Recently, the importance of The Times has been questioned. “The Lightning Thief’s” official twitter tweeted, “Probably the funniest part of the bad reviews we got is all the handwringing over ‘too many whiny teens’ – you know, considering that cis het middle-aged white men having crises over their adult life choices is the bread and butter of the serious American theater canon” the day after their review was released. 

They went on to insist that they don’t hate the critics for doing their job, but the message persists: young lighthearted musicals are butting heads with the opinions of The New York Times. 

Among teenage shows, “Dear Evan Hansen” and “The Prom” stand out as exceptions. They were both critically acclaimed and generally accepted as high quality. The only major discerning factor was that “The Prom” was only nominated for a number of Tony’s, whereas “Dear Evan Hansen” sweeped. 

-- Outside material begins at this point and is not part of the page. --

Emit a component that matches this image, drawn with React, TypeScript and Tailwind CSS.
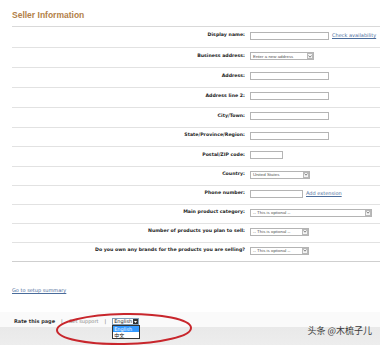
import type { ReactNode } from 'react';

// Seller registration form, shown at a small scale with the language menu open.

function TextBox({ w }: { w: string }) {
  return <div className={`${w} h-[8px] border border-[#b4b4b4] bg-white`} />;
}

function Arrow() {
  return (
    <span className="shrink-0 w-[6px] h-[6px] border border-[#b9b9b9] bg-[#f4f4f4] flex items-center justify-center">
      <svg width="4" height="3" viewBox="0 0 4 3">
        <path d="M0.5 0.5 L2 2.2 L3.5 0.5" fill="none" stroke="#555" strokeWidth="0.7" />
      </svg>
    </span>
  );
}

function Dropdown({ w, text }: { w: string; text: string }) {
  return (
    <div className={`${w} h-[8px] border border-[#b4b4b4] bg-white flex items-center justify-between pl-[2px] pr-[0.5px]`}>
      <span className="font-['Liberation_Sans',Arial,sans-serif] text-[4.4px] leading-[5px] text-[#555] whitespace-nowrap">{text}</span>
      <Arrow />
    </div>
  );
}

function Link({ children }: { children: ReactNode }) {
  return <span className="text-[5px] leading-none text-[#4a6c9b] underline whitespace-nowrap">{children}</span>;
}

type Row = { label: string; h: string; control: ReactNode; extra?: ReactNode };

const rows: Row[] = [
  { label: 'Display name:', h: 'h-[21px]', control: <TextBox w="w-[79px]" />, extra: <Link>Check availability</Link> },
  { label: 'Business address:', h: 'h-[20px]', control: <Dropdown w="w-[64px]" text="Enter a new address" /> },
  { label: 'Address:', h: 'h-[20px]', control: <TextBox w="w-[79px]" /> },
  { label: 'Address line 2:', h: 'h-[20px]', control: <TextBox w="w-[79px]" /> },
  { label: 'City/Town:', h: 'h-[20px]', control: <TextBox w="w-[79px]" /> },
  { label: 'State/Province/Region:', h: 'h-[19px]', control: <TextBox w="w-[79px]" /> },
  { label: 'Postal/ZIP code:', h: 'h-[20px]', control: <TextBox w="w-[33px]" /> },
  { label: 'Country:', h: 'h-[19px]', control: <Dropdown w="w-[60px]" text="United States" /> },
  { label: 'Phone number:', h: 'h-[19px]', control: <TextBox w="w-[53px]" />, extra: <Link>Add extension</Link> },
  { label: 'Main product category:', h: 'h-[19px]', control: <Dropdown w="w-[122px]" text="-- This is optional --" /> },
  { label: 'Number of products you plan to sell:', h: 'h-[19px]', control: <Dropdown w="w-[59px]" text="-- This is optional --" /> },
  { label: 'Do you own any brands for the products you are selling?', h: 'h-[19px]', control: <Dropdown w="w-[59px]" text="-- This is optional --" /> },
];

export default function App() {
  return (
    <div className="relative w-[380px] h-[345px] overflow-hidden bg-white font-['DejaVu_Sans',sans-serif] text-[#333]">
      <div className="pl-[12px]">
        <div className="h-[27px] pt-[11px] border-b border-[#d9d9d9]">
          <h1 className="font-['Liberation_Sans',Arial,sans-serif] text-[8.5px] leading-[9px] font-bold text-[#b27f48]">
            Seller Information
          </h1>
        </div>

        {rows.map((r, i) => (
          <div
            key={r.label}
            className={`${r.h} flex items-center pb-[3px] border-b ${i === rows.length - 1 ? 'border-[#cfcfcf]' : 'border-[#e2e2e2]'}`}
          >
            <div className="w-[233px] text-right text-[4.7px] leading-none font-bold text-[#1e1e1e] whitespace-nowrap">{r.label}</div>
            <div className="ml-[5px] flex items-center gap-[3px]">
              {r.control}
              {r.extra}
            </div>
          </div>
        ))}

        <div className="pt-[13px]">
          <Link>Go to setup summary</Link>
        </div>
      </div>

      {/* footer */}
      <div className="absolute left-0 right-0 top-[312px] h-[15px] bg-[#fafafa]" />
      <div className="absolute left-0 right-0 top-[327px] bottom-0 bg-gradient-to-b from-[#e9e9e9] to-[#ededed]" />
      <div className="absolute left-[14px] top-[318px] flex items-center gap-[4px] text-[5px] leading-none">
        <span className="font-bold text-[#333]">Rate this page</span>
        <span className="text-[#666] px-[2px]">|</span>
        <span className="text-[#888]">Get support</span>
        <span className="text-[#666] px-[2px]">|</span>
        <div className="relative w-[27px] h-[7px] border border-[#7f9db9] bg-white flex items-center justify-between pl-[1px]">
          <span className="text-[5px] leading-none text-[#222]">English</span>
          <span className="w-[5px] h-[5px] bg-[#333] flex items-center justify-center">
            <svg width="3" height="2" viewBox="0 0 3 2">
              <path d="M0 0 L3 0 L1.5 2 Z" fill="#fff" />
            </svg>
          </span>
          {/* open option list */}
          <div className="absolute left-[-1px] top-[6px] w-[28px] border border-[#333] bg-white">
            <div className="h-[6px] bg-[#3399ff] text-white text-[5px] leading-[6px] pl-[1px]">English</div>
            <div className="h-[6px] text-[#111] text-[5px] leading-[6px] pl-[1px] font-['Noto_Sans_CJK_SC',sans-serif]">中文</div>
          </div>
        </div>
      </div>

      {/* hand-drawn highlight */}
      <svg className="absolute left-0 top-0 pointer-events-none" width="380" height="345" viewBox="0 0 380 345">
        <ellipse cx="124" cy="329" rx="67" ry="15" fill="none" stroke="#c8262c" strokeWidth="2" transform="rotate(-1 124 329)" />
      </svg>

      {/* watermark */}
      <div className="absolute right-[8px] top-[326px] text-[9px] leading-none text-[#3a3a3a] font-['Noto_Sans_CJK_SC',sans-serif] whitespace-nowrap">
        头条 @木梳子儿
      </div>
    </div>
  );
}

The popularity also differed: “Dear Evan Hansen” has almost Hamilton-like popularity, achieving widespread success. “The Prom” was well known among the theater community but did not reach mainstream audiences. This could be attributed to the different musical styles: “Dear Evan Hansen” has pop influences in it’s score, but “The Prom” has more classic showtunes. Overall, for a teen-centric show to succeed, it has to have mass appeal, through the book or score.

Shows that don’t appeal to everyone tend to thrive off-Broadway, as they have significantly cheaper prices and tend to be more accessible to the youth. 

Many of these Broadway failures find success off-Broadway and on other productions. “Heathers” is a very popular musical, and it has never had a Broadway run. “Be More Chill”, prior to its Broadway run, was a huge success at the Two River Theater. “The Lightning Thief” went on highly acclaimed tour across America, winning a Theater Fan’s Choice Award for best touring production. 

Broadway’s accessibility is a hot button issue in the community, but perhaps the best course of action is to encourage below Broadway-caliber shows to stay off-Broadway to let their main demographic see the show without breaking the bank.